» Data section
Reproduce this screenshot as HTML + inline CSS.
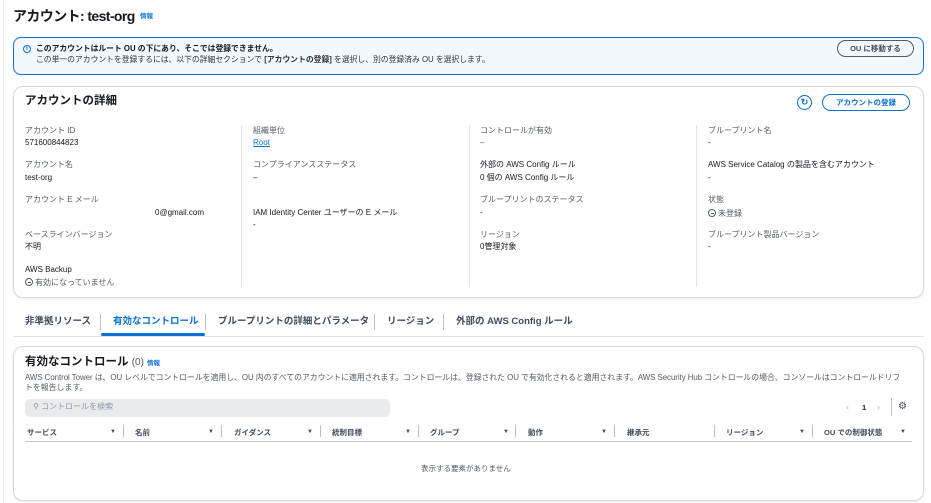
<!DOCTYPE html>
<html><head><meta charset="utf-8"><style>
*{margin:0;padding:0;box-sizing:border-box}
body{width:931px;height:503px;overflow:hidden;background:#fff;font-family:"Liberation Sans","Noto Sans CJK JP",sans-serif;color:#16191f;position:relative;font-size:8px}
.a{position:absolute;white-space:nowrap;line-height:1}
.b{font-weight:bold}
.lbl{color:#545b64}
.blue{color:#0972d3}
.card{position:absolute;border:1px solid #d5dbdb;border-radius:10px;background:#fff;box-shadow:0 1px 2px rgba(0,0,0,.08)}
.vd{position:absolute;width:1px;background:#e0e3e6}
.btn{position:absolute;border:1.5px solid #0972d3;border-radius:10px;color:#0972d3;font-weight:bold;font-size:7.5px;display:flex;align-items:center;justify-content:center}
.hd{position:absolute;top:427px;font-weight:bold;font-size:7.5px;color:#414d5c;white-space:nowrap}
.tri{position:absolute;top:429px;font-size:6px;color:#414d5c}
.sep{position:absolute;top:425px;width:1px;height:12px;background:#b6bec9}
.circ{display:inline-block;width:8px;height:8px;border:1px solid #545b64;border-radius:50%;vertical-align:-1px;position:relative;margin-right:2px}
.circ:after{content:"";position:absolute;left:1.5px;top:2.5px;width:3px;height:1px;background:#545b64}
</style></head><body>
<div style="position:absolute;left:3px;top:0;width:1px;height:503px;background:#eaeded"></div>
<div class="a b" style="left:13px;top:9px;font-size:14px;letter-spacing:-0.6px">アカウント: test-org</div>
<div class="a b blue" style="left:140px;top:14px;font-size:6.5px">情報</div>

<div style="position:absolute;left:13px;top:37px;width:911px;height:38px;background:#f2f8fd;border:1px solid #0972d3;border-radius:8px"></div>
<div class="a" style="left:23px;top:45px;width:8px;height:8px;border:1.3px solid #0972d3;border-radius:50%;color:#0972d3;font-size:6px;font-weight:bold;text-align:center;line-height:6px">i</div>
<div class="a b" style="left:36px;top:45px;font-size:7.8px">このアカウントはルート OU の下にあり、そこでは登録できません。</div>
<div class="a" style="left:36px;top:56px;font-size:7.8px;color:#333">この単一のアカウントを登録するには、以下の詳細セクションで <b>[アカウントの登録]</b> を選択し、別の登録済み OU を選択します。</div>
<div class="btn" style="left:837px;top:40px;width:77px;height:17px;border-color:#545b64;color:#414d5c">OU に移動する</div>

<div class="card" style="left:13px;top:86px;width:911px;height:212px"></div>
<div class="a b" style="left:25px;top:96px;font-size:11.5px">アカウントの詳細</div>
<div class="a" style="left:797px;top:95px;width:15px;height:15px;border:1.5px solid #0972d3;border-radius:50%;color:#0972d3;font-size:9px;font-weight:bold;text-align:center;line-height:12px">↻</div>
<div class="btn" style="left:822px;top:94px;width:88px;height:17px">アカウントの登録</div>
<div class="vd" style="left:241px;top:125px;height:162px"></div>
<div class="vd" style="left:469px;top:125px;height:162px"></div>
<div class="vd" style="left:696px;top:125px;height:162px"></div>

<div class="a lbl" style="left:25px;top:127px">アカウント ID</div><div class="a" style="left:25px;top:139px">571600844823</div>
<div class="a lbl" style="left:25px;top:161px">アカウント名</div><div class="a" style="left:25px;top:174px">test-org</div>
<div class="a lbl" style="left:25px;top:196px">アカウント E メール</div><div class="a" style="left:155px;top:209px">0@gmail.com</div>
<div class="a lbl" style="left:25px;top:231px">ベースラインバージョン</div><div class="a" style="left:25px;top:243px">不明</div>
<div class="a" style="left:25px;top:266px">AWS Backup</div><div class="a lbl" style="left:25px;top:278px"><span class="circ"></span>有効になっていません</div>

<div class="a lbl" style="left:253px;top:127px">組織単位</div><div class="a blue" style="left:253px;top:139px;text-decoration:underline">Root</div>
<div class="a lbl" style="left:253px;top:161px">コンプライアンスステータス</div><div class="a" style="left:253px;top:174px">–</div>
<div class="a" style="left:253px;top:209px">IAM Identity Center ユーザーの E メール</div><div class="a" style="left:253px;top:221px">-</div>

<div class="a lbl" style="left:480px;top:127px">コントロールが有効</div><div class="a lbl" style="left:480px;top:139px">–</div>
<div class="a" style="left:480px;top:161px">外部の AWS Config ルール</div><div class="a" style="left:480px;top:174px">0 個の AWS Config ルール</div>
<div class="a lbl" style="left:480px;top:196px">ブループリントのステータス</div><div class="a" style="left:480px;top:209px">-</div>
<div class="a lbl" style="left:480px;top:231px">リージョン</div><div class="a" style="left:480px;top:243px">0管理対象</div>

<div class="a lbl" style="left:708px;top:127px">ブループリント名</div><div class="a" style="left:708px;top:139px">-</div>
<div class="a" style="left:708px;top:161px">AWS Service Catalog の製品を含むアカウント</div><div class="a" style="left:708px;top:174px">-</div>
<div class="a lbl" style="left:708px;top:196px">状態</div><div class="a lbl" style="left:708px;top:209px"><span class="circ"></span>未登録</div>
<div class="a lbl" style="left:708px;top:231px">ブループリント製品バージョン</div><div class="a" style="left:708px;top:243px">-</div>

<div class="a b" style="left:25px;top:317px;font-size:9.5px;color:#414d5c">非準拠リソース</div>
<div class="vd" style="left:100px;top:314px;height:16px;background:#b6bec9"></div>
<div class="a b blue" style="left:113px;top:317px;font-size:9.5px">有効なコントロール</div>
<div style="position:absolute;left:101px;top:333px;width:104px;height:3px;background:#0972d3;border-radius:2px"></div>
<div class="vd" style="left:205px;top:314px;height:16px;background:#b6bec9"></div>
<div class="a b" style="left:218px;top:317px;font-size:9.5px;color:#414d5c">ブループリントの詳細とパラメータ</div>
<div class="vd" style="left:374px;top:314px;height:16px;background:#b6bec9"></div>
<div class="a b" style="left:387px;top:317px;font-size:9.5px;color:#414d5c">リージョン</div>
<div class="vd" style="left:443px;top:314px;height:16px;background:#b6bec9"></div>
<div class="a b" style="left:456px;top:317px;font-size:9.5px;color:#414d5c">外部の AWS Config ルール</div>
<div style="position:absolute;left:13px;top:336px;width:911px;height:1px;background:#e0e3e6"></div>

<div class="card" style="left:13px;top:346px;width:911px;height:155px"></div>
<div class="a b" style="left:25px;top:357px;font-size:11.5px">有効なコントロール <span style="font-weight:normal;color:#545b64;font-size:10px">(0)</span></div>
<div class="a b blue" style="left:147px;top:361px;font-size:6.5px">情報</div>
<div class="a lbl" style="left:25px;top:374px;font-size:7.9px;letter-spacing:-0.05px">AWS Control Tower は、OU レベルでコントロールを適用し、OU 内のすべてのアカウントに適用されます。コントロールは、登録された OU で有効化されると適用されます。AWS Security Hub コントロールの場合、コンソールはコントロールドリフ</div>
<div class="a lbl" style="left:25px;top:384px;font-size:7.9px">トを報告します。</div>
<div style="position:absolute;left:25px;top:399px;width:365px;height:18px;background:#e9ebed;border-radius:5px"></div>
<div class="a" style="left:33px;top:403px;font-size:8px;color:#8d99a8">⚲ コントロールを検索</div>
<div class="a" style="left:846px;top:403px;font-size:9px;color:#aab7b8">‹</div>
<div class="a b" style="left:862px;top:404px;font-size:7.5px">1</div>
<div class="a" style="left:877px;top:403px;font-size:9px;color:#aab7b8">›</div>
<div class="vd" style="left:891px;top:398px;height:18px;background:#b6bec9"></div>
<div class="a" style="left:898px;top:402px;font-size:10px;color:#414d5c">⚙</div>

<div class="hd" style="left:27px">サービス</div><div class="tri" style="left:110px">▼</div><div class="sep" style="left:123px"></div>
<div class="hd" style="left:135px">名前</div><div class="tri" style="left:208px">▼</div><div class="sep" style="left:221px"></div>
<div class="hd" style="left:234px">ガイダンス</div><div class="tri" style="left:307px">▼</div><div class="sep" style="left:320px"></div>
<div class="hd" style="left:332px">統制目標</div><div class="tri" style="left:405px">▼</div><div class="sep" style="left:418px"></div>
<div class="hd" style="left:430px">グループ</div><div class="tri" style="left:503px">▼</div><div class="sep" style="left:515px"></div>
<div class="hd" style="left:528px">動作</div><div class="tri" style="left:601px">▼</div><div class="sep" style="left:614px"></div>
<div class="hd" style="left:627px">継承元</div><div class="sep" style="left:714px"></div>
<div class="hd" style="left:726px">リージョン</div><div class="tri" style="left:799px">▼</div><div class="sep" style="left:812px"></div>
<div class="hd" style="left:824px">OU での制御状態</div><div class="tri" style="left:900px">▼</div>
<div style="position:absolute;left:25px;top:441px;width:887px;height:1px;background:#c6c6cd"></div>
<div class="a lbl" style="left:421px;top:465px;font-size:7.5px">表示する要素がありません</div>
</body></html>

» What you are asked to do
Scan the material above. Copy each line where "inline" occurs.

» Exercise response
Reproduce this screenshot as HTML + inline CSS.
.circ{display:inline-block;width:8px;height:8px;border:1px solid #545b64;border-radius:50%;vertical-align:-1px;position:relative;margin-right:2px}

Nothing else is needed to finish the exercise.